The People of the State of California
vs. Orenthal James Simpson

IF HE DID IT

In 1994, worried and confused, Robert Kardashian, turned to Schiller for advise and help when his close friend O.J. Simpson was arrested for the murder of his former wife Nicole and Ron Goldman. Schiller had photographed the football star in 1967, when he scored the 64-yard winning touchdown against UCLA, and had been his neighbor years earlier.

Now, Simpson needed an influx of cash to finance his defense, and Schiller had the answer: respond to the thousands of letters arriving at his jail cell, in the form or a book. Schiller secretly interviewed Simpson in jail on eleven occasions (36 hours) as he awaited trial. The resulting book, I Want to Tell You, published before the jury was sworn in, earned Simpson $1.4 million and Schiller exclusive behind-the-scenes access to the Defense team and the right to publish his own book after a verdict was returned.

 

Being a motion picture director, the Defense asked Schiller to make ready the damning tapes of Detective Mark Fuhrman that would be played for the jury. With access to Simpson’s attorneys and confidants, the resulting interviews and research materials became the basis of Schiller’s own book, American Tragedy: The Uncensored Story of the Simpson Defense, a critically acclaimed New York Times No. 1 bestseller. A film for television soon followed.

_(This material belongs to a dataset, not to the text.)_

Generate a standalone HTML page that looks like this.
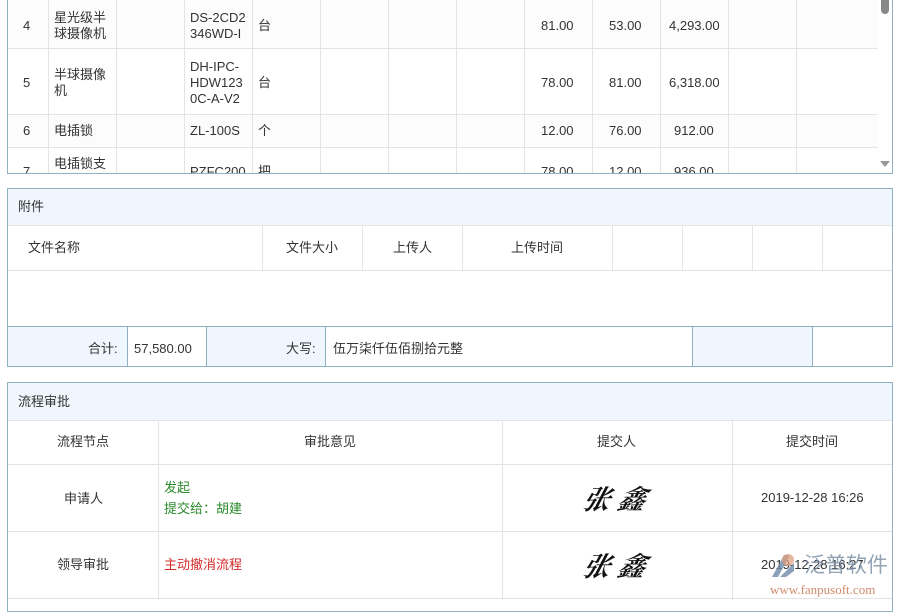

“Many times,” Norman Mailer had written 15 years earlier, “Schiller was ready to cry out in his sleep that he was a writer without hands.” This book marked his transition to author. Jason Epstein, Editorial Director of Random House, noted in an interview years later that, “Schiller learned to write during the course of doing American Tragedy, the final draft is all his.”

 

KEY ARTIFACTS

  • Simpson’s handwritten letter to the public, dated June 15, 1994, read to the press by Kardashian.

  • 10-minute recording by Simpson on June 17, 1994, acknowledging his involvement in Nicole’s death; the tape was found in Kardashian’s home after the trial.

  • 50+ hours of interviews with O.J. Simpson.

  • 90+ hours of interviews with Kardashian.

  • 600+ hours of interviews with Simpson’s legal team, family, and friends.

  • Original legal pads and case notes from selected Simpson attorneys, including the investigative files of the Defense and the Prosecution and court transcripts and attorney legal files including official crime scene photos and reports.

  • Entire discovery files supplied to Simpson’s Defense team by the Prosecution (50 boxes) including the investigative files .

 

CONTINUED

  • 50+ Simpson family photographs

  • Interview tapes of Detective Mark Furhman introduced as evidence in the trial, which confirmed his racist attitudes toward Black people, providing a critical turning point in the case.

  • 1,000+ exclusive photographs of Simpson’s homecoming after the verdict and the two weeks that followed.

  • Copies of major stories published in newspapers and magazines during and after the criminal trial and verdict.

  • Published print, radio, and television interviews of Lawrence Schiller.

  • Manuscripts, screenplay drafts, and other material from the writing and production of American Tragedy, the book and the film.